As a business owner, thinking about an exit strategy might seem premature, especially when you’re focused on growth and profitability. However, having a well-defined exit plan is essential for safeguarding your investment and ensuring a smooth transition when the time comes. Whether your goal is to retire, cash out, or move on to new ventures, understanding and planning your exit strategy can help maximize the value of your business and prepare you for a successful exit. This guide covers the main types of exit strategies and tips for planning for your business’s future.
1. Merger or Acquisition (M&A)
A merger or acquisition involves selling your business to another company, usually a competitor or a larger corporation interested in your market. M&As can often be the most profitable exit strategies, especially if your business has significant value in terms of market share, technology, or customer base.
- Pros: Potential for high returns, smoother transition, and opportunities for the company to grow under new ownership.
- Cons: You may lose control of the business’s future direction, and integration issues may arise for employees.
Action Tip: If M&A is your preferred route, focus on building a strong brand and customer loyalty, as these factors add value and appeal to potential buyers.
2. Selling the Business to a Third Party
Selling to a third party is one of the most common exit strategies for small and medium-sized business owners. This option allows you to negotiate with individual buyers, family members, or even employees who wish to take over.
- Pros: Provides a clean break, maximizes profit potential, and offers flexibility in choosing a buyer.
- Cons: Finding the right buyer can be time-consuming, and sales can fall through if financing or other negotiations fail.
Action Tip: To make your business more attractive to buyers, focus on stable cash flow, strong financial records, and efficient operations.
3. Management Buyout (MBO)
A management buyout allows your existing management team to purchase the business. This strategy ensures continuity for employees and clients, as the new owners are familiar with the business operations and culture.
- Pros: Smooth transition, continuity for employees and customers, and a greater likelihood of business success post-sale.
- Cons: Managers may lack the capital to purchase the business outright, requiring financing arrangements.
Action Tip: To facilitate a management buyout, provide training and development for key managers and work on a structured succession plan.
4. Initial Public Offering (IPO)
An IPO involves offering shares of your business to the public in the stock market. This exit strategy can be highly lucrative if your business has a strong growth trajectory, unique market positioning, and significant brand value.
- Pros: Potential for high returns, increased public visibility, and access to capital.
- Cons: Costly, time-consuming, and may result in a loss of control as public shareholders gain influence.
Action Tip: If pursuing an IPO, strengthen your corporate governance, prepare audited financial statements, and work with an experienced financial advisor to navigate the complex process.
5. Passing the Business to a Family Member
For family-owned businesses, passing the company to the next generation can be a natural choice.
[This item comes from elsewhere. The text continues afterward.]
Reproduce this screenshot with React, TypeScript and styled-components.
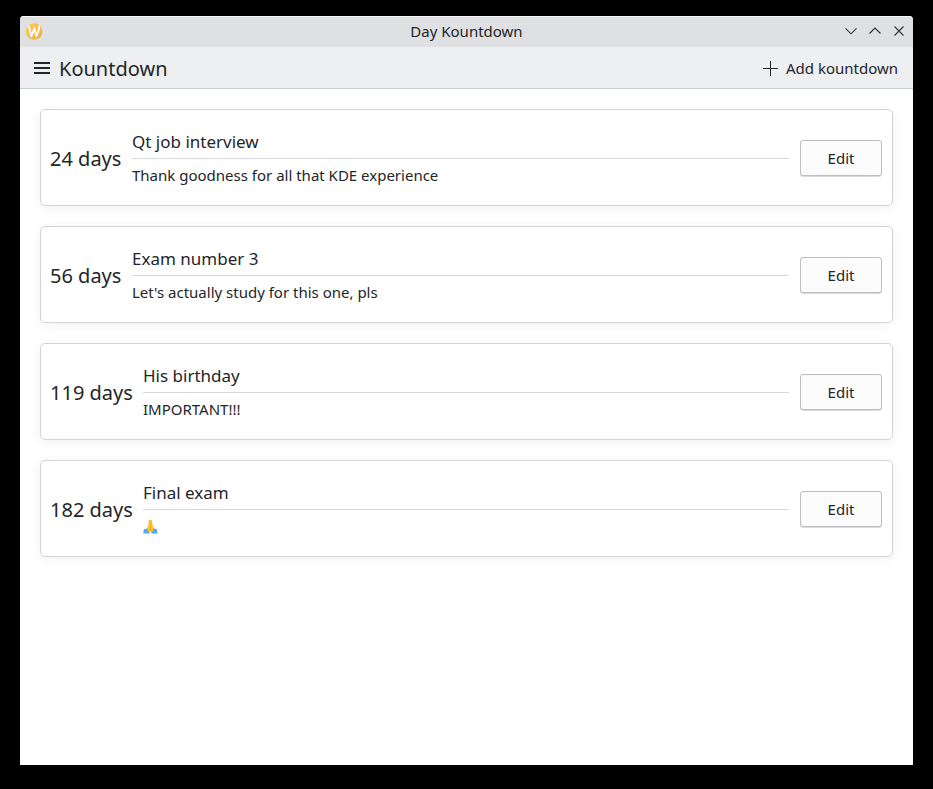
import React from "react";
import styled, { createGlobalStyle } from "styled-components";

const GlobalStyle = createGlobalStyle`
  * { box-sizing: border-box; }
  body { margin: 0; background: #000; }
`;

const Desktop = styled.div`
  width: 933px;
  height: 789px;
  padding: 16px 20px 24px;
  background: #000;
  color: #232629;
  font-family: "Noto Sans", sans-serif;
  font-size: 15px;
`;

const Window = styled.div`
  display: flex;
  flex-direction: column;
  height: 749px;
  overflow: hidden;
  border-radius: 4px 4px 0 0;
  background: #fff;
`;

const TitleBar = styled.header`
  display: grid;
  grid-template-columns: 1fr auto 1fr;
  align-items: center;
  height: 31px;
  padding: 0 6px 2px;
  border-top: 1px solid #f6f6f7;
  background: #dee0e2;
`;

const WindowTitle = styled.span`
  line-height: 20px;
`;

const WindowControls = styled.div`
  display: flex;
  justify-content: flex-end;
  gap: 8px;
`;

const ToolBar = styled.div`
  display: flex;
  align-items: center;
  height: 42px;
  padding: 1px 15px 0 14px;
  border-bottom: 1px solid #caccce;
  background: #eeeff1;
`;

const PageTitle = styled.h1`
  margin: 0 auto 0 9px;
  padding-top: 2px;
  font-size: 20px;
  font-weight: 400;
  line-height: 28px;
`;

const ToolAction = styled.button`
  display: flex;
  align-items: center;
  gap: 8px;
  padding: 0;
  border: 0;
  background: none;
  color: inherit;
  font: inherit;
  line-height: 20px;
`;

const CardList = styled.main`
  display: flex;
  flex-direction: column;
  gap: 20px;
  padding: 20px;
`;

const Card = styled.article`
  display: flex;
  align-items: center;
  height: 97px;
  padding: 1px 10px 0 9px;
  border: 1px solid #d3d4d5;
  border-radius: 5px;
  background: #fff;
  box-shadow: 0 2px 12px rgba(0, 0, 0, 0.06);
`;

const DaysLeft = styled.div<{ $wide: boolean }>`
  flex: none;
  width: ${(p) => (p.$wide ? 93 : 82)}px;
  padding-top: 2px;
  font-size: 20px;
  line-height: 28px;
  white-space: nowrap;
`;

const Details = styled.div`
  flex: 1;
  margin-right: 11px;
  padding-top: 2px;
`;

const EventName = styled.h2`
  height: 33px;
  margin: 0;
  padding-top: 5px;
  border-bottom: 1px solid #d7d8d9;
  font-size: 17px;
  font-weight: 400;
  line-height: 22px;
`;

const Note = styled.p`
  height: 33px;
  margin: 0;
  padding-top: 6px;
  line-height: 20px;
`;

const EditButton = styled.button`
  width: 82px;
  height: 36px;
  padding: 0;
  border: 1px solid #bcbebf;
  border-radius: 3px;
  background: #fcfcfc;
  box-shadow: 0 1px 0 rgba(0, 0, 0, 0.14);
  color: inherit;
  font: inherit;
`;

const Icon = styled.svg`
  display: block;
  flex: none;
`;

const kountdowns = [
  { days: 24, name: "Qt job interview", note: "Thank goodness for all that KDE experience" },
  { days: 56, name: "Exam number 3", note: "Let's actually study for this one, pls" },
  { days: 119, name: "His birthday", note: "IMPORTANT!!!" },
  { days: 182, name: "Final exam", note: "🙏" },
];

const AppLogo = () => (
  <Icon width="17" height="17" viewBox="0 0 17 17">
    <defs>
      <linearGradient id="sun" x1="0" y1="0" x2="1" y2="1">
        <stop offset="0" stopColor="#ffcb5e" />
        <stop offset="1" stopColor="#f2ae36" />
      </linearGradient>
    </defs>
    <circle cx="8.2" cy="8.5" r="8.3" fill="url(#sun)" />
    <path d="M3 3.3 5.3 13.4 8.5 5.2 10.2 13.4Q13 9 13.4 3.3" fill="none" stroke="#fff" strokeWidth="1.8" strokeLinejoin="round" strokeLinecap="round" />
  </Icon>
);

const ControlIcon = ({ d }: { d: string }) => (
  <Icon width="16" height="16" viewBox="0 0 16 16">
    <path d={d} fill="none" stroke="#33373a" strokeWidth="1.15" />
  </Icon>
);

const PrayingHands = () => (
  <Icon width="15" height="20" viewBox="0 0 15 20" role="img" aria-label="🙏">
    <path d="M0.2 17.5 0.9 13.2 4.6 12.2 7 14.6 6.2 17.5Z" fill="#4fa8f0" />
    <path d="M14.6 17.5 13.9 13.2 10.2 12.2 7.8 14.6 8.6 17.5Z" fill="#4fa8f0" />
    <path d="M7.4 3.9C9 3.2 9.2 5 9.5 9.5L11 12.6 9.4 15.8 7.4 14.8 5.4 15.8 3.8 12.6 5.3 9.5C5.6 5 5.8 3.2 7.4 3.9Z" fill="#fcc021" />
    <path d="M7.4 8.5V14.8" stroke="#f0a51c" strokeWidth="0.6" />
  </Icon>
);

export default function App() {
  return (
    <>
      <GlobalStyle />
      <Desktop>
        <Window>
          <TitleBar>
            <AppLogo />
            <WindowTitle>Day Kountdown</WindowTitle>
            <WindowControls>
              <ControlIcon d="M2.5 5.3 8 10.8 13.5 5.3" />
              <ControlIcon d="M2.5 10.5 8 5 13.5 10.5" />
              <ControlIcon d="M3.5 3.5 12.5 12.5M12.5 3.5 3.5 12.5" />
            </WindowControls>
          </TitleBar>
          <ToolBar>
            <Icon width="16" height="12" viewBox="0 0 16 12">
              <path d="M0 1H16M0 6H16M0 11H16" stroke="#232629" strokeWidth="2" />
            </Icon>
            <PageTitle>Kountdown</PageTitle>
            <ToolAction>
              <Icon width="15" height="15" viewBox="0 0 15 15">
                <path d="M0 7.5H15M7.5 0V15" stroke="#232629" />
              </Icon>
              Add kountdown
            </ToolAction>
          </ToolBar>
          <CardList>
            {kountdowns.map((k) => (
              <Card key={k.name}>
                <DaysLeft $wide={k.days > 99}>{k.days} days</DaysLeft>
                <Details>
                  <EventName>{k.name}</EventName>
                  <Note>{k.note === "🙏" ? <PrayingHands /> : k.note}</Note>
                </Details>
                <EditButton>Edit</EditButton>
              </Card>
            ))}
          </CardList>
        </Window>
      </Desktop>
    </>
  );
}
This approach allows for a smoother transition while preserving the family legacy.
- Pros: Family legacy preservation, smoother transition, and potential for strong company culture continuity.
- Cons: Family dynamics can complicate the process, and successors may not always be interested or adequately prepared.
Action Tip: Start succession planning early, involve potential successors in business operations, and invest in their professional development to ensure they are ready to take over.
6. Liquidation
Liquidation involves selling off all business assets, paying off debts, and distributing any remaining assets to shareholders. While this option is often considered a last resort, it may be the best path if the business is no longer viable.
- Pros: Quick and straightforward, eliminates ongoing responsibilities, and allows you to recoup some value.
- Cons: Usually results in lower returns and may not cover all debts, leaving little to nothing for shareholders.
Action Tip: Before resorting to liquidation, consider other options like partial liquidation or selling to a third party, which may yield better financial outcomes.
Key Considerations for a Successful Exit Strategy
- Plan Early: Begin considering your exit strategy at least a few years in advance to give yourself time to prepare.
- Evaluate Financial Health: Buyers and investors will scrutinize your financial records, so keep them organized and up-to-date.
- Strengthen Core Operations: A business with strong fundamentals—efficient processes, loyal customers, and reliable revenue streams—appeals to buyers.
- Consult Advisors: Work with financial and legal advisors who specialize in business sales to ensure you’re making informed decisions.
- Consider Employee Impacts: Be mindful of how your exit strategy might affect your employees, as their morale and loyalty could impact the transition process.
Conclusion
Every business owner should plan for an eventual exit, even if it’s years away. The right strategy depends on your goals, the nature of your business, and the market landscape. By preparing early and considering each option carefully, you can maximize your return and ensure a smooth transition for your business’s future.